- Developer(s): Cat Daddy Games
- Publisher(s): Global Star Software
- Platform(s): Windows
- Release: NA: September 6, 2004;
- Genre(s): Real-time strategy
- Mode(s): Single player

= Medieval Conquest =

2004 video game

Medieval Conquest is a fantasy-themed real-time strategy personal computer game developed by Cat Daddy Games and published by Global Star Software for Windows in 2004. The game involves managing a kingdom by hiring units and building and upgrading structures.

==Overview==
Medieval Conquest uses a 3D game engine. The game's story takes place over 12 missions spanning four maps. Players can hire three types of units: fighters, rangers, and mages. Units in Medieval Conquest are autonomous; the player indirectly influences their actions by assigning hunting territories and building structures that provide units with goods and services.

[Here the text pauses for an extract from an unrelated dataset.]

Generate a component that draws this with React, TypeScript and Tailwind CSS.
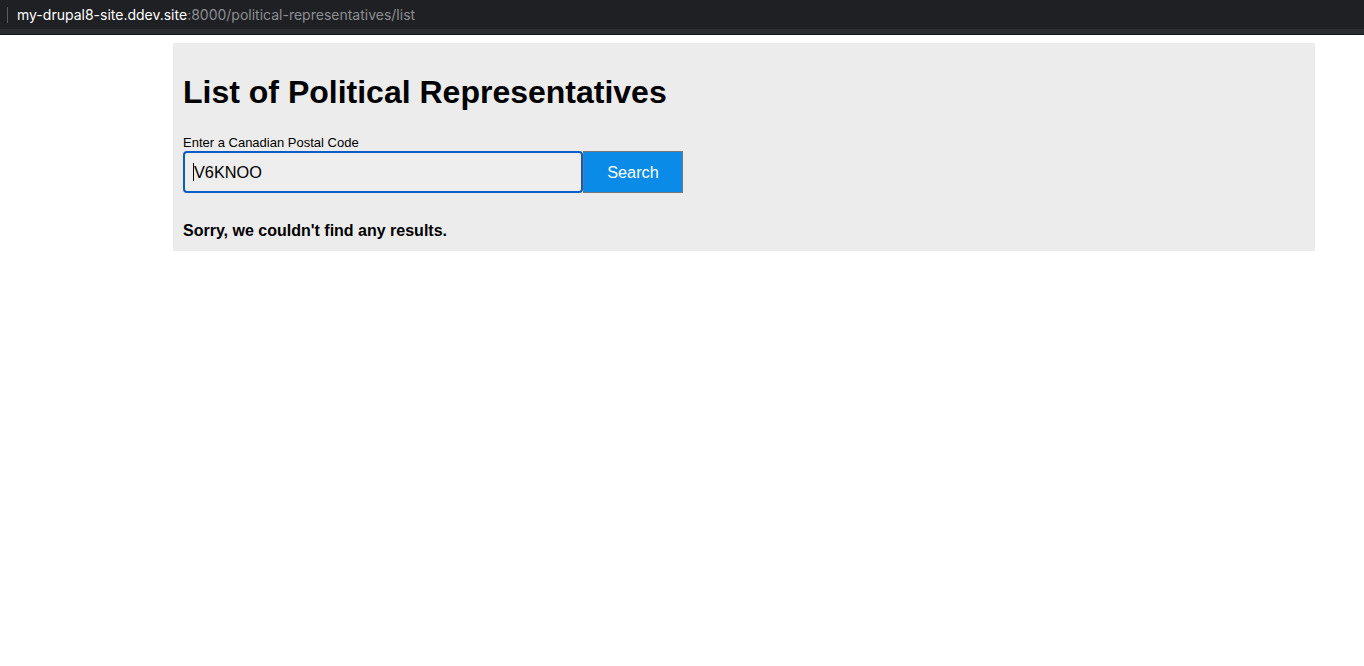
export default function App() {
  return (
    <div className="min-h-[666px] bg-white font-['Liberation_Sans',Arial,sans-serif] text-black">
      {/* Browser address bar */}
      <div className="h-[29px] bg-[#1f2023] flex items-center">
        <div className="ml-[7px] w-px h-[16px] bg-[#5a5b5f]" />
        <div className="ml-[9px] mt-[1px] text-[14px] leading-[16px] font-['Inter',sans-serif]">
          <span className="text-white">my-drupal8-site.ddev.site</span>
          <span className="text-[#8d8e93]">:8000/political-representatives/list</span>
        </div>
      </div>
      <div className="h-[5px] bg-[#2b2c30]" />
      <div className="h-px bg-[#141416]" />

      {/* Page */}
      <div className="pt-[8px] pl-[173px] pr-[49px]">
        <div className="bg-[#ececec] p-[10px] pb-[11px]">
          <h1 className="mt-[21px] mb-[24px] text-[32px] leading-[37px] font-bold">
            List of Political Representatives
          </h1>
          <label className="block text-[13px] leading-[15px]">Enter a Canadian Postal Code</label>
          <div className="flex mt-[1px]">
            <div className="w-[400px] h-[42px] border-2 border-[#0b5cc4] rounded-[4px] bg-[#eeeeee] flex items-center pl-[8px] text-[16.3px]">
              <span className="w-px h-[18px] bg-black" />
              <span>V6KNOO</span>
            </div>
            <button className="w-[100px] h-[42px] bg-[#0a8be8] border border-[#777777] text-white text-[16.3px] flex items-center justify-center">
              Search
            </button>
          </div>
          <p className="mt-[29px] text-[16px] leading-[18px] font-bold">Sorry, we couldn't find any results.</p>
        </div>
      </div>
    </div>
  );
}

Units gain experience points and improve in power over time as they level up and purchase better equipment. The game's sole resource is gold, earned by hunting monsters.

==Critical reception==
Medieval Conquest received mixed reviews in the gaming media. Positive reviews praised its casual, light-hearted style, while critics singled out problems with unit AI and lack of compelling gameplay. A number of reviewers commented on its similarities to the 2000 real-time strategy game Majesty: The Fantasy Kingdom Sim.